# Data excerpt
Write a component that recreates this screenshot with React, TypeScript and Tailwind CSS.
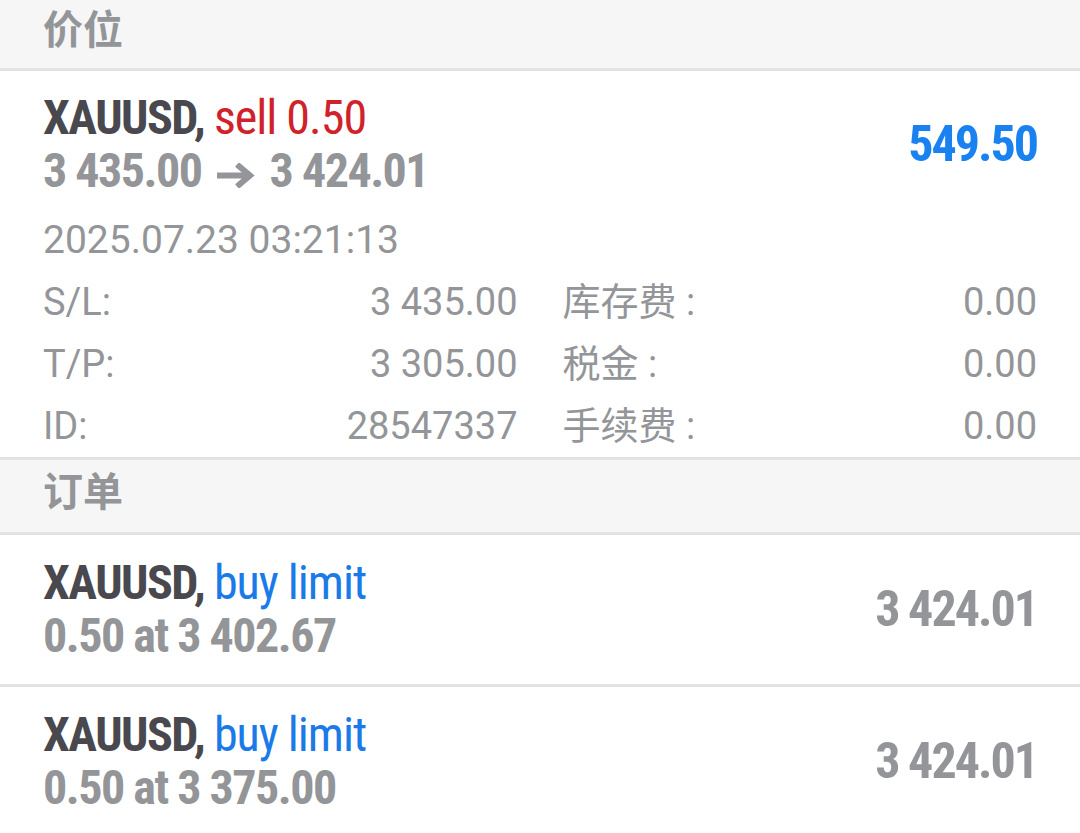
import React from 'react';

const cond = "font-['Roboto_Condensed','Roboto','Noto_Sans_CJK_SC',sans-serif]";
const reg = "font-['Roboto','Noto_Sans_CJK_SC',sans-serif]";

function SectionHeader({ title, tall }: { title: string; tall?: boolean }) {
  return (
    <div
      className={`${tall ? 'h-[75px]' : 'h-[71px]'} flex items-center pb-[6px] px-[43px] bg-[#f6f6f6] border-b-[3px] border-[#e3e3e3]`}
    >
      <span className={`${reg} text-[40px] font-bold text-[#939598]`}>{title}</span>
    </div>
  );
}

function DetailRow({ label, value, label2, value2 }: { label: string; value: string; label2: string; value2: string }) {
  return (
    <div className={`${reg} h-[62px] grid grid-cols-2 gap-[45px] items-center text-[38px] leading-[62px] text-[#939598]`}>
      <div className="flex justify-between">
        <span>{label}</span>
        <span>{value}</span>
      </div>
      <div className="flex justify-between">
        <span>{label2}</span>
        <span>{value2}</span>
      </div>
    </div>
  );
}

function Arrow() {
  return (
    <svg width="40" height="25" viewBox="0 0 40 25" className="inline-block align-baseline mx-[14px] mb-[-1px]">
      <path d="M1 12.5 H33 M21 1.5 L34 12.5 L21 23.5" fill="none" stroke="#939598" strokeWidth="6" />
    </svg>
  );
}

function OrderRow({ at, price }: { at: string; price: string }) {
  return (
    <div className="bg-white px-[43px] pt-[21px] pb-[22px] flex items-center justify-between border-b-[3px] border-[#e3e3e3]">
      <div className={`${cond} text-[48px] leading-[53px]`}>
        <div>
          <span className="font-bold tracking-[-1.5px] text-[#48484e]">XAUUSD, </span>
          <span className="tracking-[-1px] text-[#1a7be8]">buy limit</span>
        </div>
        <div className="font-bold tracking-[-1.5px] text-[#939598]">{at}</div>
      </div>
      <div className={`${cond} text-[50px] font-bold tracking-[-2px] text-[#939598]`}>{price}</div>
    </div>
  );
}

export default function App() {
  return (
    <div className="w-[1080px] h-[833px] overflow-hidden bg-white">
      <SectionHeader title="价位" />

      {/* open position */}
      <div className="bg-white px-[43px] pt-[20px] border-b-[3px] border-[#e3e3e3]">
        <div className="flex items-center justify-between">
          <div className={`${cond} text-[48px] leading-[53px]`}>
            <div>
              <span className="font-bold tracking-[-1.5px] text-[#48484e]">XAUUSD, </span>
              <span className="tracking-[-1px] text-[#d0222a]">sell 0.50</span>
            </div>
            <div className="font-bold tracking-[-1.5px] text-[#939598]">
              3 435.00
              <Arrow />
              3 424.01
            </div>
          </div>
          <div className={`${cond} text-[50px] font-bold tracking-[-2px] text-[#1a82f0]`}>549.50</div>
        </div>
        <div className={`${reg} mt-[12px] h-[62px] leading-[62px] text-[39px] text-[#939598]`}>2025.07.23 03:21:13</div>
        <DetailRow label="S/L:" value="3 435.00" label2="库存费 :" value2="0.00" />
        <DetailRow label="T/P:" value="3 305.00" label2="税金 :" value2="0.00" />
        <DetailRow label="ID:" value="28547337" label2="手续费 :" value2="0.00" />
      </div>

      <SectionHeader title="订单" tall />
      <OrderRow at="0.50 at 3 402.67" price="3 424.01" />
      <OrderRow at="0.50 at 3 375.00" price="3 424.01" />
    </div>
  );
}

# Aim of the exercise
Copy the material above exactly and drop the pictures.

# Solution
Write a component that recreates this screenshot with React, TypeScript and Tailwind CSS.
import React from 'react';

const cond = "font-['Roboto_Condensed','Roboto','Noto_Sans_CJK_SC',sans-serif]";
const reg = "font-['Roboto','Noto_Sans_CJK_SC',sans-serif]";

function SectionHeader({ title, tall }: { title: string; tall?: boolean }) {
  return (
    <div
      className={`${tall ? 'h-[75px]' : 'h-[71px]'} flex items-center pb-[6px] px-[43px] bg-[#f6f6f6] border-b-[3px] border-[#e3e3e3]`}
    >
      <span className={`${reg} text-[40px] font-bold text-[#939598]`}>{title}</span>
    </div>
  );
}

function DetailRow({ label, value, label2, value2 }: { label: string; value: string; label2: string; value2: string }) {
  return (
    <div className={`${reg} h-[62px] grid grid-cols-2 gap-[45px] items-center text-[38px] leading-[62px] text-[#939598]`}>
      <div className="flex justify-between">
        <span>{label}</span>
        <span>{value}</span>
      </div>
      <div className="flex justify-between">
        <span>{label2}</span>
        <span>{value2}</span>
      </div>
    </div>
  );
}

function Arrow() {
  return (
    <svg width="40" height="25" viewBox="0 0 40 25" className="inline-block align-baseline mx-[14px] mb-[-1px]">
      <path d="M1 12.5 H33 M21 1.5 L34 12.5 L21 23.5" fill="none" stroke="#939598" strokeWidth="6" />
    </svg>
  );
}

function OrderRow({ at, price }: { at: string; price: string }) {
  return (
    <div className="bg-white px-[43px] pt-[21px] pb-[22px] flex items-center justify-between border-b-[3px] border-[#e3e3e3]">
      <div className={`${cond} text-[48px] leading-[53px]`}>
        <div>
          <span className="font-bold tracking-[-1.5px] text-[#48484e]">XAUUSD, </span>
          <span className="tracking-[-1px] text-[#1a7be8]">buy limit</span>
        </div>
        <div className="font-bold tracking-[-1.5px] text-[#939598]">{at}</div>
      </div>
      <div className={`${cond} text-[50px] font-bold tracking-[-2px] text-[#939598]`}>{price}</div>
    </div>
  );
}

export default function App() {
  return (
    <div className="w-[1080px] h-[833px] overflow-hidden bg-white">
      <SectionHeader title="价位" />

      {/* open position */}
      <div className="bg-white px-[43px] pt-[20px] border-b-[3px] border-[#e3e3e3]">
        <div className="flex items-center justify-between">
          <div className={`${cond} text-[48px] leading-[53px]`}>
            <div>
              <span className="font-bold tracking-[-1.5px] text-[#48484e]">XAUUSD, </span>
              <span className="tracking-[-1px] text-[#d0222a]">sell 0.50</span>
            </div>
            <div className="font-bold tracking-[-1.5px] text-[#939598]">
              3 435.00
              <Arrow />
              3 424.01
            </div>
          </div>
          <div className={`${cond} text-[50px] font-bold tracking-[-2px] text-[#1a82f0]`}>549.50</div>
        </div>
        <div className={`${reg} mt-[12px] h-[62px] leading-[62px] text-[39px] text-[#939598]`}>2025.07.23 03:21:13</div>
        <DetailRow label="S/L:" value="3 435.00" label2="库存费 :" value2="0.00" />
        <DetailRow label="T/P:" value="3 305.00" label2="税金 :" value2="0.00" />
        <DetailRow label="ID:" value="28547337" label2="手续费 :" value2="0.00" />
      </div>

      <SectionHeader title="订单" tall />
      <OrderRow at="0.50 at 3 402.67" price="3 424.01" />
      <OrderRow at="0.50 at 3 375.00" price="3 424.01" />
    </div>
  );
}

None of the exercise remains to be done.